While it is a fact of presidential life that senior members of the administration, however loyal, depart in pursuit of their own interests as their president's time runs out, the loss of his two most trusted lieutenants a full year before the end of his presidency leaves Mr Clinton deserted as few American presidents have been this century. It is 80 years since, as The New York Times delicately put it, "a president lived in the White House without a wife". That was Woodrow Wilson, who remedied the situation by marrying his second wife in 1915, during his first term.
Eleanor Roosevelt and Jackie Kennedy kept separate residences that they used from time to time; Bess Truman upped and left Washington, preferring to stay at the family home in Missouri, and, it was noted yesterday, it was customary for first ladies to leave Washington during the sultry southern summers. But there is no precedent for a first lady leaving the White House to pursue her own career, and Mrs Clinton's announcement on Tuesday that she was curtailing her official duties as first lady to campaign full-time for the US Senate seat for New York was seen by some as tantamount to abdication.
It was not clear, however, to what extent the announcement was personal and to what extent political. Both Clintons insist that they will see each other at weekends, presenting the arrangement as no different from the "commuter marriages" of thousands of American couples separated by their careers.
It is true, however, that President Clinton and his wife have spent very little time together in recent months. On their latest foreign travels, they flew out and back separately, linking up only for a few days in Turkey and Greece and at the weekend meeting in Florence where Mrs Clinton was a speaker. She returned two days earlier than her husband, in part, it seemed, to stem the growing speculation about her Senate campaign.
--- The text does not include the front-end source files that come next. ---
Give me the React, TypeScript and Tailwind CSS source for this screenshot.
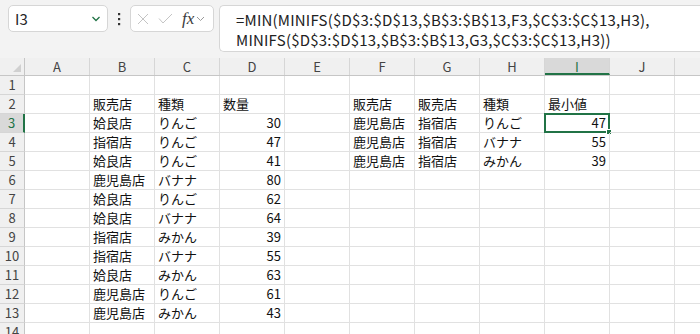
const cols = ['A', 'B', 'C', 'D', 'E', 'F', 'G', 'H', 'I', 'J', 'K'];

type Row = Record<string, string>;

const rows: Row[] = [
  {},
  { B: '販売店', C: '種類', D: '数量', F: '販売店', G: '販売店', H: '種類', I: '最小値' },
  { B: '姶良店', C: 'りんご', D: '30', F: '鹿児島店', G: '指宿店', H: 'りんご', I: '47' },
  { B: '指宿店', C: 'りんご', D: '47', F: '鹿児島店', G: '指宿店', H: 'バナナ', I: '55' },
  { B: '姶良店', C: 'りんご', D: '41', F: '鹿児島店', G: '指宿店', H: 'みかん', I: '39' },
  { B: '鹿児島店', C: 'バナナ', D: '80' },
  { B: '姶良店', C: 'りんご', D: '62' },
  { B: '姶良店', C: 'バナナ', D: '64' },
  { B: '指宿店', C: 'みかん', D: '39' },
  { B: '指宿店', C: 'バナナ', D: '55' },
  { B: '姶良店', C: 'みかん', D: '63' },
  { B: '鹿児島店', C: 'りんご', D: '61' },
  { B: '鹿児島店', C: 'みかん', D: '43' },
  {},
];

const isNum = (v: string) => /^\d+$/.test(v);

function Toolbar() {
  return (
    <div className="flex items-start h-[58px] pl-2 pt-[5px] bg-[#f3f3f3]">
      <div className="w-[100px] h-[27px] shrink-0 flex items-center justify-between pl-[6px] pr-[6px] bg-white border border-[#d6d6d6] rounded-[5px]">
        <span className="text-[15px] text-[#262626] leading-none">I3</span>
        <svg width="10" height="8" viewBox="0 0 10 8">
          <polyline points="1.5,2 5,5.5 8.5,2" fill="none" stroke="#217346" strokeWidth="1.3" />
        </svg>
      </div>
      <div className="w-[22px] h-[27px] shrink-0 flex items-center justify-center">
        <svg width="4" height="14" viewBox="0 0 4 14">
          <rect x="1" y="1" width="2.2" height="2.2" fill="#333" />
          <rect x="1" y="6" width="2.2" height="2.2" fill="#333" />
          <rect x="1" y="11" width="2.2" height="2.2" fill="#333" />
        </svg>
      </div>
      <div className="w-[84px] h-[27px] shrink-0 flex items-center pl-[6px] gap-[9px] bg-white border border-[#d6d6d6] rounded-[5px]">
        <svg width="12" height="12" viewBox="0 0 12 12">
          <path d="M1 1 L11 11 M11 1 L1 11" stroke="#c4c4c4" strokeWidth="1" fill="none" />
        </svg>
        <svg width="15" height="12" viewBox="0 0 15 12">
          <polyline points="1,5.5 5,10 14,1" stroke="#c4c4c4" strokeWidth="1" fill="none" />
        </svg>
        <div className="flex items-center gap-[2px]">
          <span className="font-['Liberation_Serif',serif] italic text-[17px] text-[#3b3b3b] leading-none">fx</span>
          <svg width="9" height="6" viewBox="0 0 9 6">
            <polyline points="1,1 4.5,4.5 8,1" fill="none" stroke="#9a9a9a" strokeWidth="1" />
          </svg>
        </div>
      </div>
      <div className="ml-[5px] flex-1 h-[47px] bg-white border border-r-0 border-[#d6d6d6] rounded-l-[5px] pl-[16px] pt-[4px] text-[15px] leading-[20px] tracking-[0.2px] text-[#222] whitespace-nowrap overflow-hidden">
        <div>=MIN(MINIFS($D$3:$D$13,$B$3:$B$13,F3,$C$3:$C$13,H3),</div>
        <div>MINIFS($D$3:$D$13,$B$3:$B$13,G3,$C$3:$C$13,H3))</div>
      </div>
    </div>
  );
}

function HeaderRow() {
  return (
    <div className="flex h-[18px] bg-[#f0f0f0] border-b border-[#c6c6c6]">
      <div className="w-[25px] shrink-0 flex items-end justify-end pr-[3px] pb-[3px] border-r border-[#c6c6c6]">
        <svg width="8" height="8" viewBox="0 0 8 8">
          <polygon points="8,0 8,8 0,8" fill="#d0d0d0" />
        </svg>
      </div>
      {cols.map((c) => {
        const sel = c === 'I';
        return (
          <div
            key={c}
            className={
              sel
                ? 'w-[65px] shrink-0 flex items-center justify-center bg-[#d9d9d9] border-b-2 border-[#217346] border-r border-r-[#d6d6d6] text-[#217346] text-[13px] pt-[2px]'
                : 'w-[65px] shrink-0 flex items-center justify-center border-r border-[#d6d6d6] text-[#444] text-[13px]'
            }
          >
            {c}
          </div>
        );
      })}
    </div>
  );
}

function Sheet() {
  return (
    <div className="font-['Noto_Sans_CJK_JP','Noto_Sans',sans-serif]">
      <HeaderRow />
      {rows.map((r, i) => {
        const n = i + 1;
        const rowSel = n === 3;
        return (
          <div key={n} className="flex h-[19px]">
            <div
              className={
                rowSel
                  ? 'w-[25px] shrink-0 flex items-center justify-center bg-[#d9d9d9] border-r-2 border-[#217346] border-b border-b-[#d6d6d6] text-[13px] text-[#217346]'
                  : 'w-[25px] shrink-0 flex items-center justify-center bg-[#f0f0f0] border-r border-[#c6c6c6] border-b border-b-[#d6d6d6] text-[13px] text-[#444]'
              }
            >
              {n}
            </div>
            {cols.map((c) => {
              const v = r[c] ?? '';
              const sel = rowSel && c === 'I';
              return (
                <div
                  key={c}
                  className={
                    (isNum(v) ? 'justify-end pr-[3px] ' : 'justify-start pl-[3px] ') +
                    'relative w-[65px] shrink-0 flex items-center border-r border-b border-[#e1e1e1] text-[13px] text-[#111] whitespace-nowrap'
                  }
                >
                  {v}
                  {sel && (
                    <>
                      <div className="absolute -left-[1px] -top-[1px] w-[66px] h-[20px] border-2 border-[#217346]" />
                      <div className="absolute -right-[3px] -bottom-[3px] w-[6px] h-[6px] bg-[#217346] border border-white" />
                    </>
                  )}
                </div>
              );
            })}
          </div>
        );
      })}
    </div>
  );
}

export default function App() {
  return (
    <div className="w-[700px] h-[334px] overflow-hidden bg-white font-['Noto_Sans_CJK_JP','Noto_Sans',sans-serif]">
      <Toolbar />
      <Sheet />
    </div>
  );
}
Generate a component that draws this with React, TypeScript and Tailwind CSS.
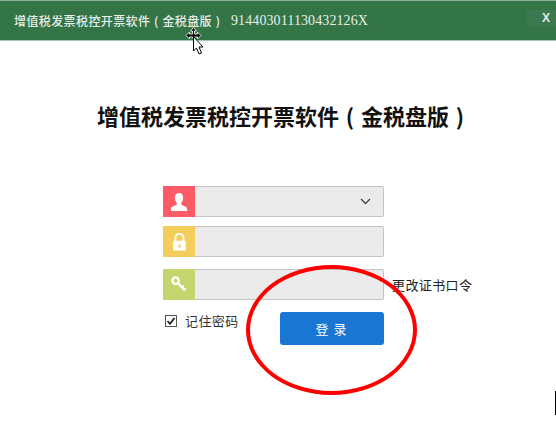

With his Vice-President and wife increasingly absent, Mr Clinton has started to cut a lonely and somewhat sad figure. A couple of months ago, he was reported to have spent an afternoon playing golf by himself, in the rain. Earlier this week, there were poignant photographs of him, alone with Chelsea, visiting an otherwise deserted Parthenon. Not even his dog, Buddy, has been much in evidence of late. Inevitably, the questions are being asked: is the presidency a job that can be done alone? And how will a man who so clearly thrives on company adjust to his new isolation? Both he and America are about to find out.